IT HAS EMERGED that the ongoing financial claims against the state lottery company Tipos could climb to Sk2.3 billion (€76.4 million). On December 8, the private Cyprus-based company Lemikon, which is believed to be controlled by Czech multi-millionaire Radovan Vítek, withdrew from an agreement with Tipos which was supposed to have settled the issue of know-how transfer to the Slovak state-controlled company, the Hospodárske Noviny financial daily wrote. Know-how transfer was at the heart of a court case from which the claims arose.
Apart from about Sk1.9 billion (€63.1 million), which Lemikon was awarded following a ruling by the Slovak Supreme Court, it can also demand, on the basis of the settlement agreement with Tipos, an additional Sk400 million (€13.3 million) as a penalty for Tipos’ failure to pay the full sum by the end of November 2008. The fact that Lemikon has now pulled out of the agreement does not, reportedly, change Tipos’ liability to pay the penalty.
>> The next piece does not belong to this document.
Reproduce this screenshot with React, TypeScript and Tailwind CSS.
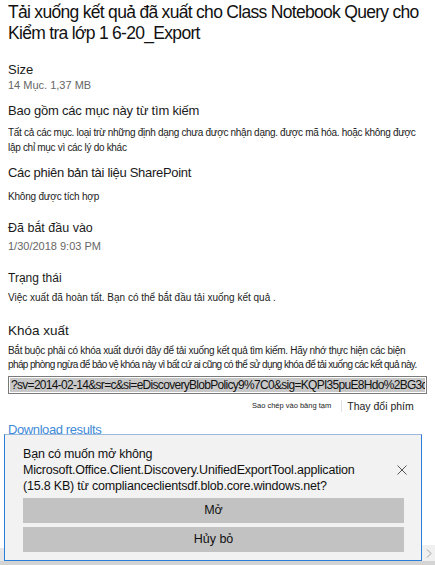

According to a lawyer from an international legal office quoted by Hospodárske Noviny, the terms of the settlement agreement have now lapsed except for the fine and the obligation to pay the court-ordered damages.
The Supreme Court ruled in August that Tipos should, by the end of November, pay Sk1.9 billion (€63.3 million) to Lemikon. The decision was the culmination of an eight-year legal case originally launched by Czech lottery company Športka alleging that Tipos had stolen Športka’s know-how; during the case Lemikon took over Tipos's debt to Športka.